Then there's the question of who you're primarily catering to.

From my perspective, people who regularly visit tech sites fall into one of the following categories:

Supplicants - those who seek an answer.
This group constitutes about three quarters of what's out there. These are the people that ask for, but don't materially participate in arriving at solutions for a variety of reasons. Seldom participate in topics other than the ones they have initiated. Tend not to remain significantly active once their questions are answered.

Sages - those who have an answer.
This group is composed of people with expertise or experiences they are willing to share with others. Reasons and motivations for participation will vary widely with this group. Usually significantly active participants, although many will self-restrict their participation to topics that fall within their area of expertise.
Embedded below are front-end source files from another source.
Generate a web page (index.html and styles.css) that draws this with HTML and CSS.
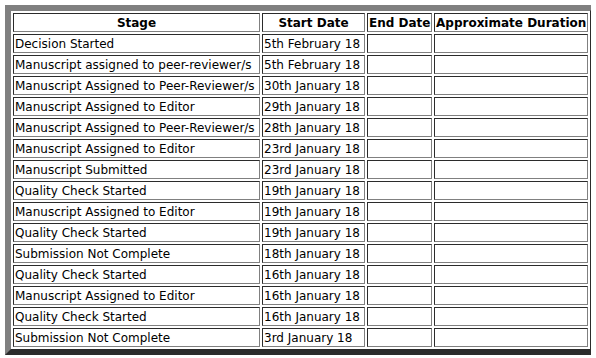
FILE: index.html
```html
<!DOCTYPE html>
<html>
<head>
<meta charset="utf-8">
<link rel="stylesheet" href="styles.css">
</head>
<body>
<table class="history">
<colgroup>
<col class="c-stage"><col class="c-start"><col class="c-end"><col class="c-dur">
</colgroup>
<thead>
<tr><th>Stage</th><th>Start Date</th><th>End Date</th><th>Approximate Duration</th></tr>
</thead>
<tbody>
<tr><td>Decision Started</td><td>5th February 18</td><td></td><td></td></tr>
<tr><td>Manuscript assigned to peer-reviewer/s</td><td>5th February 18</td><td></td><td></td></tr>
<tr><td>Manuscript Assigned to Peer-Reviewer/s</td><td>30th January 18</td><td></td><td></td></tr>
<tr><td>Manuscript Assigned to Editor</td><td>29th January 18</td><td></td><td></td></tr>
<tr><td>Manuscript Assigned to Peer-Reviewer/s</td><td>28th January 18</td><td></td><td></td></tr>
<tr><td>Manuscript Assigned to Editor</td><td>23rd January 18</td><td></td><td></td></tr>
<tr><td>Manuscript Submitted</td><td>23rd January 18</td><td></td><td></td></tr>
<tr><td>Quality Check Started</td><td>19th January 18</td><td></td><td></td></tr>
<tr><td>Manuscript Assigned to Editor</td><td>19th January 18</td><td></td><td></td></tr>
<tr><td>Quality Check Started</td><td>19th January 18</td><td></td><td></td></tr>
<tr><td>Submission Not Complete</td><td>18th January 18</td><td></td><td></td></tr>
<tr><td>Quality Check Started</td><td>16th January 18</td><td></td><td></td></tr>
<tr><td>Manuscript Assigned to Editor</td><td>16th January 18</td><td></td><td></td></tr>
<tr><td>Quality Check Started</td><td>16th January 18</td><td></td><td></td></tr>
<tr><td>Submission Not Complete</td><td>3rd January 18</td><td></td><td></td></tr>
</tbody>
</table>
</body>
</html>
```
FILE: styles.css
```css
html, body {
  background: #ffffff;
}
body {
  margin: 5px;
  font-family: "DejaVu Sans", Verdana, sans-serif;
  font-size: 12px;
  color: #000000;
}
.history {
  table-layout: fixed;
  width: 591px;
  border-collapse: separate;
  border-spacing: 2px;
  border-style: solid;
  border-width: 6px;
  border-color: #808080 #2b2b2b #2b2b2b #808080;
}
.c-stage { width: 247px; }
.c-start { width: 103px; }
.c-end { width: 65px; }
.c-dur { width: 154px; }
.history th,
.history td {
  height: 15px;
  line-height: 15px;
  padding: 2px 1px 0 1px;
  border-style: solid;
  border-width: 1px;
  border-color: #2b2b2b #808080 #808080 #2b2b2b;
  white-space: nowrap;
  overflow: hidden;
  vertical-align: middle;
}
.history th {
  font-weight: bold;
  text-align: center;
}
.history td {
  text-align: left;
}
```
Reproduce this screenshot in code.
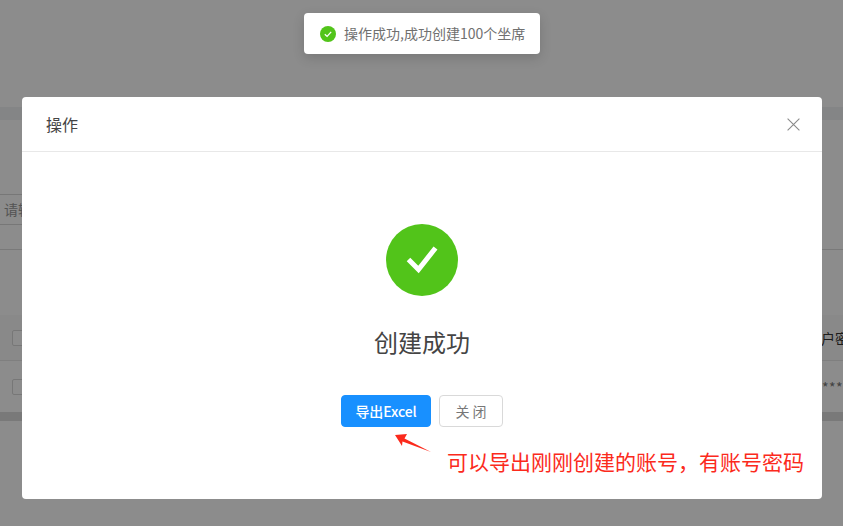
<template>
  <div class="page">
    <div class="backdrop-page">
      <div class="top"></div>
      <div class="band"></div>
      <div class="filter">
        <div class="input">请输入</div>
      </div>
      <div class="table">
        <div class="row head">
          <span class="check"></span>
          <span class="cell account">账户密码</span>
        </div>
        <div class="row body">
          <span class="check"></span>
          <span class="cell stars">******</span>
        </div>
      </div>
      <div class="scroll"></div>
    </div>
    <div class="mask"></div>

    <div class="toast">
      <svg class="toast-icon" viewBox="0 0 16 16">
        <circle cx="8" cy="8" r="8" fill="#52c41a" />
        <path d="M4.8 8.2 7.1 10.4 11.2 5.9" fill="none" stroke="#fff" stroke-width="1.3" />
      </svg>
      <span class="toast-text">操作成功,成功创建100个坐席</span>
    </div>

    <section class="modal">
      <header class="modal-head">
        <span>操作</span>
        <svg class="close" viewBox="0 0 13 13">
          <path d="M.6.6 12.4 12.4M12.4.6.6 12.4" fill="none" stroke="#8a8a8a" stroke-width="1.1" />
        </svg>
      </header>
      <div class="modal-body">
        <svg class="result" viewBox="0 0 72 72">
          <circle cx="36" cy="36" r="36" fill="#52c41a" />
          <path d="M22.5 35.5 32.5 45.5 49.5 24" fill="none" stroke="#fff" stroke-width="5" stroke-linejoin="miter" />
        </svg>
        <h2>创建成功</h2>
        <div class="actions">
          <button class="btn primary">导出Excel</button>
          <button class="btn ghost">关 闭</button>
        </div>
      </div>
      <p class="note">可以导出刚刚创建的账号，有账号密码</p>
      <svg class="arrow" viewBox="0 0 38 22">
        <path d="M1 3 13 2 10.5 6.5 37 20 8.5 9.5 8 14Z" fill="#fb2a1c" />
      </svg>
    </section>
  </div>
</template>

<style scoped>
.page {
  position: relative;
  width: 843px;
  height: 526px;
  overflow: hidden;
  background: #fff;
  font-family: "Noto Sans CJK SC", "Liberation Sans", sans-serif;
}
.backdrop-page {
  display: flex;
  flex-direction: column;
  height: 100%;
  color: #666;
}
.top { height: 107px; }
.band { height: 13px; background: #f0f2f5; }
.filter {
  height: 130px;
  padding-top: 74px;
  box-sizing: border-box;
  border-bottom: 1px solid #ddd;
}
.input {
  width: 100px;
  height: 31px;
  box-sizing: border-box;
  border-top: 1px solid #d9d9d9;
  border-bottom: 1px solid #d9d9d9;
  padding-left: 4px;
  font-size: 14px;
  line-height: 29px;
  color: #999;
}
.table { margin-top: 65px; }
.row {
  display: flex;
  align-items: center;
  justify-content: space-between;
  padding-left: 12px;
  box-sizing: border-box;
  border-bottom: 1px solid #e8e8e8;
  overflow: hidden;
}
.head { height: 46px; background: #fafafa; }
.body { height: 51px; border-bottom: 0; }
.check {
  width: 16px;
  height: 16px;
  box-sizing: border-box;
  border: 1px solid #d9d9d9;
  border-radius: 2px;
  background: #fff;
}
.cell {
  font-size: 14px;
  white-space: nowrap;
}
.account { width: 36px; color: #333; }
.stars {
  width: 21px;
  font-size: 14px;
  letter-spacing: 0.5px;
  color: #777;
}
.scroll { height: 9px; background: #dcdcdc; }
.mask {
  position: absolute;
  inset: 0;
  background: rgba(0, 0, 0, 0.45);
}
.toast {
  position: absolute;
  top: 13px;
  left: 304px;
  width: 236px;
  height: 41px;
  box-sizing: border-box;
  display: flex;
  align-items: center;
  gap: 8px;
  padding-left: 16px;
  background: #fff;
  border-radius: 4px;
  box-shadow: 0 4px 12px rgba(0, 0, 0, 0.15);
  font-size: 14px;
  color: #707070;
  white-space: nowrap;
}
.toast-icon { width: 16px; height: 16px; flex: none; }
.toast-text { margin-top: -1px; }
.modal {
  position: absolute;
  left: 22px;
  top: 97px;
  width: 800px;
  height: 402px;
  background: #fff;
  border-radius: 4px;
}
.modal-head {
  display: flex;
  align-items: center;
  justify-content: space-between;
  height: 55px;
  box-sizing: border-box;
  padding: 0 22px 0 24px;
  border-bottom: 1px solid #e8e8e8;
  font-size: 16px;
  color: #444;
}
.close { width: 13px; height: 13px; }
.modal-body {
  display: flex;
  flex-direction: column;
  align-items: center;
  padding-top: 72px;
}
.result { width: 72px; height: 72px; }
h2 {
  margin: 30px 0 0;
  font-size: 24px;
  line-height: 32px;
  font-weight: 400;
  color: #444;
}
.actions {
  display: flex;
  gap: 8px;
  margin-top: 37px;
}
.btn {
  height: 32px;
  font-family: inherit;
  font-size: 14px;
  border-radius: 4px;
  box-sizing: border-box;
  padding: 0;
}
.primary {
  width: 90px;
  background: #1890ff;
  border: 1px solid #1890ff;
  color: #fff;
  font-weight: 500;
  letter-spacing: -0.1px;
}
.ghost {
  width: 64px;
  background: #fff;
  border: 1px solid #d9d9d9;
  color: #777;
}
.note {
  position: absolute;
  left: 425px;
  top: 349px;
  margin: 0;
  font-size: 21px;
  line-height: 30px;
  color: #fb2a1c;
  white-space: nowrap;
}
.arrow {
  position: absolute;
  left: 372px;
  top: 335px;
  width: 38px;
  height: 22px;
}
</style>
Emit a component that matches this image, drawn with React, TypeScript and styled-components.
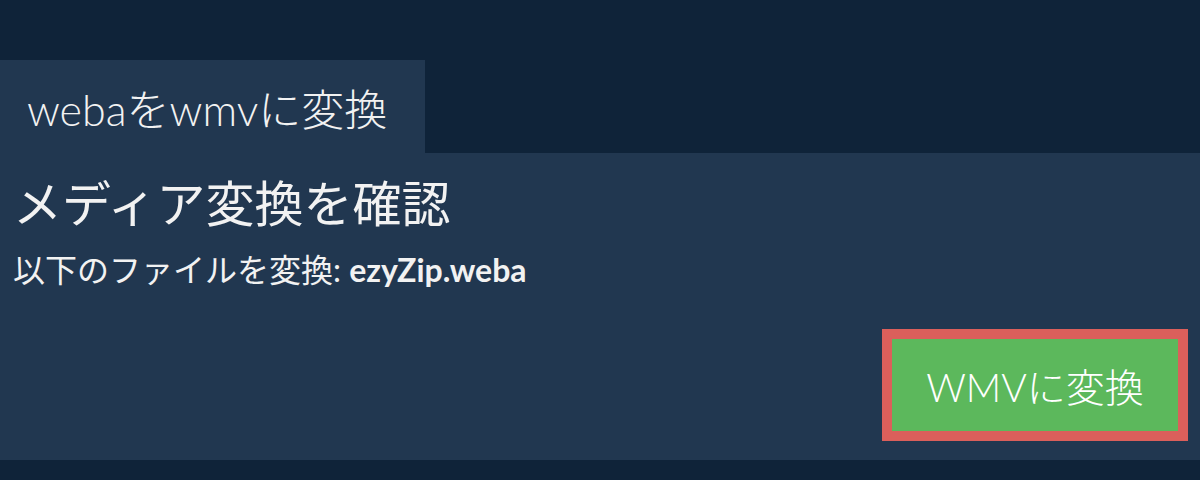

Symposium - those who participate in coming up with an answer.
This is the classic "Socratic approach" crowd. Often (but not necessarily) composed of people with deep knowledge in specific topic areas who are moving outside their areas of expertise in order to broaden their knowledgebase. As a result, many in this group also fall into the Sages category. Reasons and motivations for participation will vary widely with this group, although the primary motivations seem to be the "joy of discovery" and the pleasure derived from helping out.

Right now, it appears Donation Coder's active membership is heavily weighted with participants from the Symposium category.

So for me, the question becomes: what additions/changes could be made to create a better experience for the primary group while, at the same time, not ignoring everyone else?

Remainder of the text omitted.